Let me wrap up. The open letter in defense of five Just Stop Oil activists writes, “These five brave, defiant people, like all nonviolent protestors, are fulfilling a necessary service by alerting the nation to the grave risk we all face, as scientists in their droves express their fear that many of the Earth’s systems are already at breaking point.”
This letter presupposes something incredible: that we the public really don’t know that there is a grave risk that we are not responding to. In fact, the letter contradicts itself on this this very point because (recall) “74% of people in the UK” already “want urgent action on the climate crisis.”

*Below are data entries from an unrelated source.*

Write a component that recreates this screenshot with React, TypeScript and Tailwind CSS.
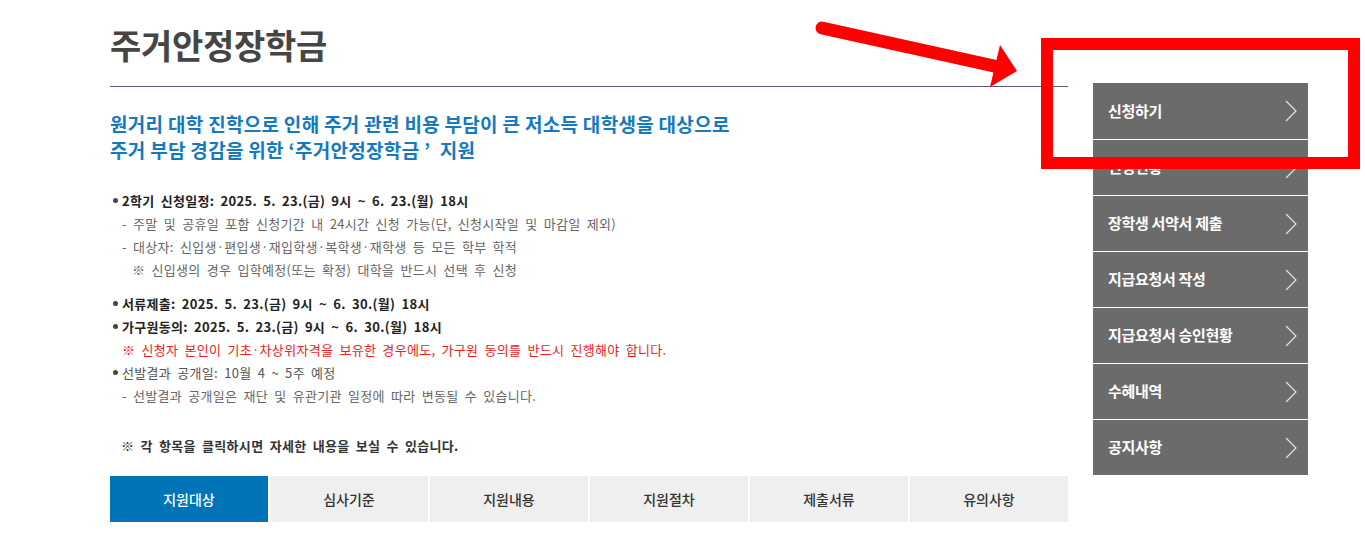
import React from 'react';

const menus = ['신청하기', '신청현황', '장학생 서약서 제출', '지급요청서 작성', '지급요청서 승인현황', '수혜내역', '공지사항'];
const tabs = ['지원대상', '심사기준', '지원내용', '지원절차', '제출서류', '유의사항'];

const font = { fontFamily: '"Noto Sans CJK KR", "Noto Sans", sans-serif' };

function Chevron() {
  return (
    <svg width="12" height="22" viewBox="0 0 12 22" fill="none">
      <polyline points="1,1 11,11 1,21" stroke="#e4e4e4" strokeWidth="1.2" />
    </svg>
  );
}

function Bullet({ children, bold }: { children: React.ReactNode; bold?: boolean }) {
  return (
    <div className={`flex items-center ${bold ? 'font-bold text-[#222]' : 'text-[#555]'}`}>
      <span className="w-[12px] shrink-0 pl-[3px] flex items-center">
        <span className="block w-[5px] h-[5px] rounded-full bg-[#444]" />
      </span>
      <span>{children}</span>
    </div>
  );
}

export default function App() {
  return (
    <div className="relative w-[1365px] h-[546px] overflow-hidden bg-white" style={font}>
      <div className="flex items-start">
        {/* main */}
        <div className="ml-[110px] w-[958px]">
          <div className="h-[87px] pt-[25px] border-b border-[#5a5570]">
            <h1 className="text-[34px] leading-[40px] font-bold text-[#454545] tracking-[-0.3px]">주거안정장학금</h1>
          </div>

          <div className="mt-[24px] text-[19px] leading-[26px] font-bold text-[#1479bf] tracking-[0.3px]">
            <p>원거리 대학 진학으로 인해 주거 관련 비용 부담이 큰 저소득 대학생을 대상으로</p>
            <p>주거 부담 경감을 위한 ‘주거안정장학금 ’&nbsp; 지원</p>
          </div>

          <div className="mt-[26px] text-[13px] leading-[23px] tracking-[0.3px] [word-spacing:3px]">
            <Bullet bold>2학기 신청일정: 2025. 5. 23.(금) 9시 ~ 6. 23.(월) 18시</Bullet>
            <p className="pl-[12px] text-[#666]">- 주말 및 공휴일 포함 신청기간 내 24시간 신청 가능(단, 신청시작일 및 마감일 제외)</p>
            <p className="pl-[12px] text-[#666]">- 대상자: 신입생·편입생·재입학생·복학생·재학생 등 모든 학부 학적</p>
            <p className="pl-[22px] text-[#666]">※ 신입생의 경우 입학예정(또는 확정) 대학을 반드시 선택 후 신청</p>

            <div className="mt-[11px]">
              <Bullet bold>서류제출: 2025. 5. 23.(금) 9시 ~ 6. 30.(월) 18시</Bullet>
              <Bullet bold>가구원동의: 2025. 5. 23.(금) 9시 ~ 6. 30.(월) 18시</Bullet>
              <p className="pl-[12px] text-[#f01c1c]">※ 신청자 본인이 기초·차상위자격을 보유한 경우에도, 가구원 동의를 반드시 진행해야 합니다.</p>
              <Bullet>선발결과 공개일: 10월 4 ~ 5주 예정</Bullet>
              <p className="pl-[12px] text-[#666]">- 선발결과 공개일은 재단 및 유관기관 일정에 따라 변동될 수 있습니다.</p>
            </div>

            <p className="mt-[27px] pl-[11px] font-bold text-[#333]">※ 각 항목을 클릭하시면 자세한 내용을 보실 수 있습니다.</p>
          </div>

          <div className="mt-[19px] grid grid-cols-6 gap-[2px]">
            {tabs.map((t, i) => (
              <div
                key={t}
                className={`h-[46px] flex items-center justify-center text-[14px] font-medium ${
                  i === 0 ? 'bg-[#0074b7] text-white' : 'bg-[#efefef] text-[#333]'
                }`}
              >
                {t}
              </div>
            ))}
          </div>
        </div>

        {/* side menu */}
        <div className="ml-[25px] mt-[83px] w-[215px] bg-[#6b6b6b]">
          {menus.map((m, i) => (
            <div
              key={m}
              className={`h-[56px] flex items-center justify-between pl-[15px] pr-[11px] text-white text-[15px] font-bold tracking-[-0.3px] ${
                i > 0 ? 'border-t border-white' : ''
              }`}
            >
              <span>{m}</span>
              <Chevron />
            </div>
          ))}
        </div>
      </div>

      {/* annotation: red box */}
      <div className="absolute left-[1041px] top-[38px] w-[319px] h-[131px] border-[12px] border-[#ff0000]" />

      {/* annotation: red arrow */}
      <svg className="absolute left-0 top-0 pointer-events-none" width="1365" height="546">
        <line x1="822" y1="28" x2="994" y2="66" stroke="#ff0000" strokeWidth="13" strokeLinecap="round" />
        <polygon points="1000,45 1017,71 990,87" fill="#ff0000" />
      </svg>
    </div>
  );
}
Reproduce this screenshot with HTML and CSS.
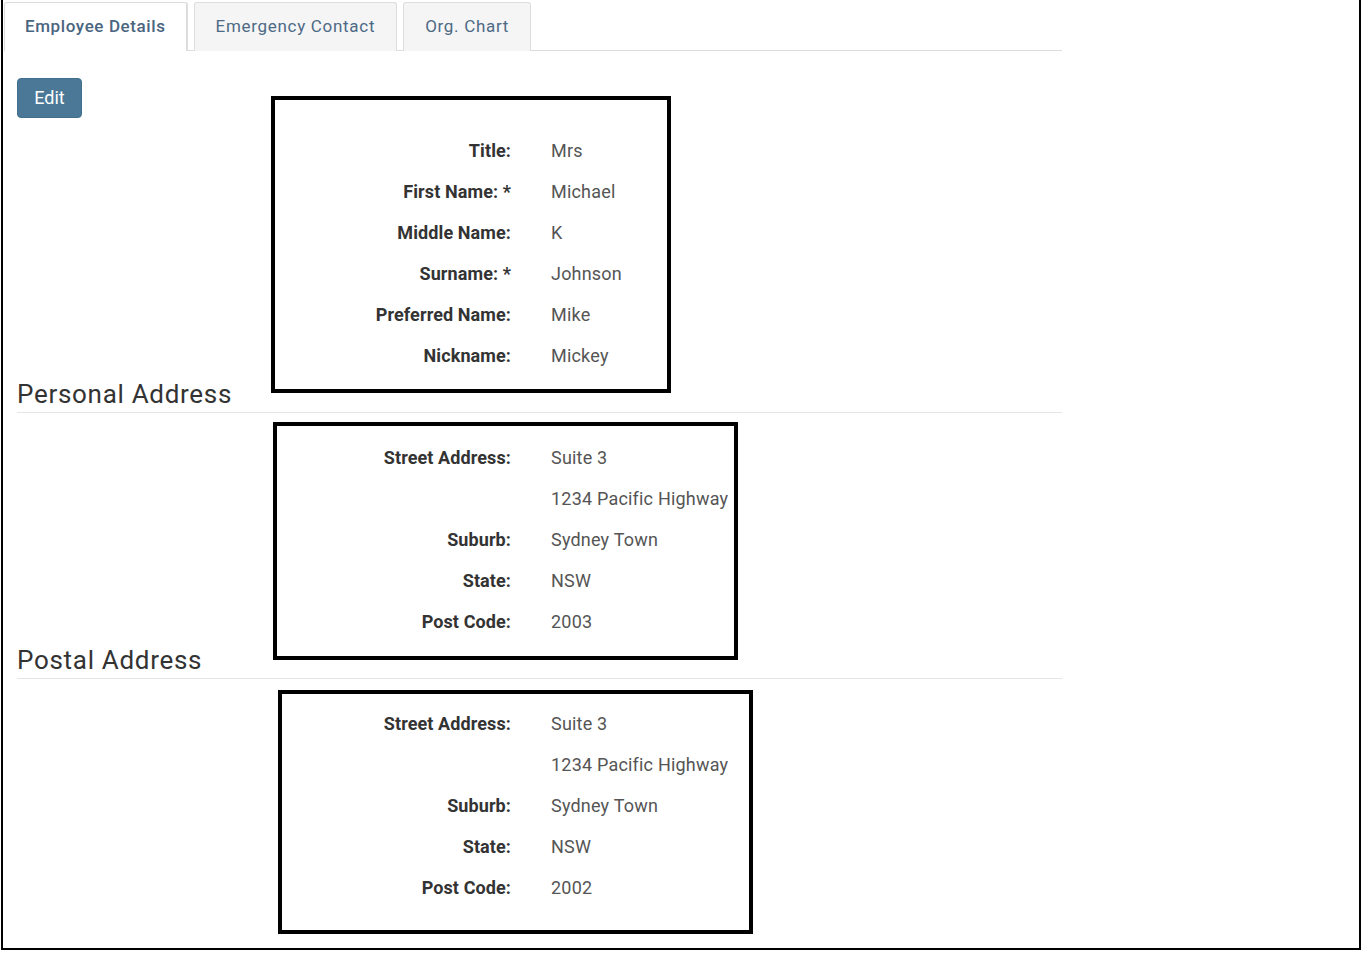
FILE: index.html
```html
<!DOCTYPE html>
<html lang="en">
<head>
<meta charset="utf-8">
<title>Employee Details</title>
<link rel="stylesheet" href="styles.css">
</head>
<body>
<div class="frame">
  <ul class="tabs">
    <li class="tab active">Employee Details</li>
    <li class="tab">Emergency Contact</li>
    <li class="tab">Org. Chart</li>
  </ul>
  <div class="content">
    <button class="btn-edit" type="button">Edit</button>

    <div class="fields first">
      <div class="label">Title:</div><div class="value">Mrs</div>
      <div class="label">First Name: *</div><div class="value">Michael</div>
      <div class="label">Middle Name:</div><div class="value">K</div>
      <div class="label">Surname: *</div><div class="value">Johnson</div>
      <div class="label">Preferred Name:</div><div class="value">Mike</div>
      <div class="label">Nickname:</div><div class="value">Mickey</div>
    </div>

    <h2 class="section-title">Personal Address</h2>
    <div class="fields">
      <div class="label">Street Address:</div><div class="value">Suite 3</div>
      <div class="label"></div><div class="value">1234 Pacific Highway</div>
      <div class="label">Suburb:</div><div class="value">Sydney Town</div>
      <div class="label">State:</div><div class="value">NSW</div>
      <div class="label">Post Code:</div><div class="value">2003</div>
    </div>

    <h2 class="section-title">Postal Address</h2>
    <div class="fields">
      <div class="label">Street Address:</div><div class="value">Suite 3</div>
      <div class="label"></div><div class="value">1234 Pacific Highway</div>
      <div class="label">Suburb:</div><div class="value">Sydney Town</div>
      <div class="label">State:</div><div class="value">NSW</div>
      <div class="label">Post Code:</div><div class="value">2002</div>
    </div>
  </div>

  <div class="mark mark-1"></div>
  <div class="mark mark-2"></div>
  <div class="mark mark-3"></div>
</div>
</body>
</html>
```

FILE: styles.css
```css
html, body {
  margin: 0;
  padding: 0;
  background: #fff;
}

body {
  font-family: Roboto, "Liberation Sans", Arial, sans-serif;
  color: #333;
}

.frame {
  position: relative;
  box-sizing: border-box;
  margin-left: 1px;
  width: 1360px;
  height: 950px;
  border: 2px solid #000;
  border-top: none;
  padding-top: 2px;
}

.tabs {
  list-style: none;
  margin: 0 0 0 1px;
  padding: 0;
  width: 1058px;
  display: flex;
  gap: 6px;
  border-bottom: 1px solid #ddd;
  height: 48px;
}

.tab {
  box-sizing: border-box;
  height: 49px;
  padding: 0 21px 3px;
  display: flex;
  align-items: center;
  font-size: 17px;
  letter-spacing: 0.7px;
  color: #4d6a85;
  background: #f5f5f5;
  border: 1px solid #ddd;
  border-bottom: none;
  border-radius: 3px 3px 0 0;
}

.tab.active {
  background: #fff;
  border-right-width: 2px;
  padding: 0 20px 3px;
  font-weight: 500;
  letter-spacing: 0.6px;
  color: #4a6580;
}

.content {
  padding: 27px 0 0 14px;
  width: 1045px;
}

.btn-edit {
  display: block;
  width: 65px;
  height: 40px;
  border: 1px solid #41708e;
  border-radius: 4px;
  background: #4a7896;
  color: #fff;
  font-family: Roboto, "Liberation Sans", Arial, sans-serif;
  font-size: 18px;
  padding: 0 0 2px;
  cursor: pointer;
}

.fields {
  display: grid;
  grid-template-columns: 494px 1fr;
  column-gap: 40px;
  grid-auto-rows: 41px;
  margin-top: 24px;
}

.fields.first {
  margin-top: 12px;
}

.label,
.value {
  display: flex;
  align-items: center;
  font-size: 18px;
  padding-bottom: 1px;
}

.label {
  justify-content: flex-end;
  font-weight: 700;
  color: #333;
  letter-spacing: 0.1px;
}

.value {
  color: #555;
  letter-spacing: 0.2px;
}

.section-title {
  margin: 5px 0 0;
  padding-bottom: 5px;
  font-size: 26px;
  line-height: 26px;
  font-weight: 400;
  color: #333;
  letter-spacing: 0.7px;
  border-bottom: 1px solid #e5e5e5;
}

.mark {
  position: absolute;
  box-sizing: border-box;
  border: 4px solid #000;
}

.mark-1 { left: 268px; top: 96px; width: 400px; height: 297px; }
.mark-2 { left: 270px; top: 422px; width: 465px; height: 238px; }
.mark-3 { left: 275px; top: 690px; width: 475px; height: 244px; }
```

Lurking here is a kind of ideal of proper public deliberation more appropriate to scientific seminar rooms than great political authority that once properly informed of a risk to a public good (‘many of Earth’s systems’'), the public will prioritize defense of that public good. I won’t remind regular readers of my usual criticism of this faith because it’s in bad taste here.
In fact, much of the activism by Just Stop Oil itself has turned the public against Just Stop Oil (despite, in principle, disapproving of the lengthy jail sentences)! Just Stop Oil may be familiar to you because of their deplorable tendency to vandalize or pretend to vandalize famous paintings as PR stunts.** The government punishes these public-spirited activists outrageously, and the public doesn’t riot in their defense, but shrugs collectively.
The public’s indifference to the fate of these environmental activists is, in fact, another bit of suggestive evidence for the low priority accorded to ‘saving the planet’ or to ‘keep the rise in global surface temperature to well below 2 °C above pre-industrial levels’ as a collective agency problem. It gives me no satisfaction to observe our (ahh to be pompous) social akrasia between what the ‘scientists in droves’ think we ought to do and the wider electorates’ and the political class’s joint lack of policy urgency. This growing divergence is unhealthy, and worth taking more seriously than I have.
*This may also reflect the dilemma that she is a member of the current administration.
**Some other time more about this topic, promise.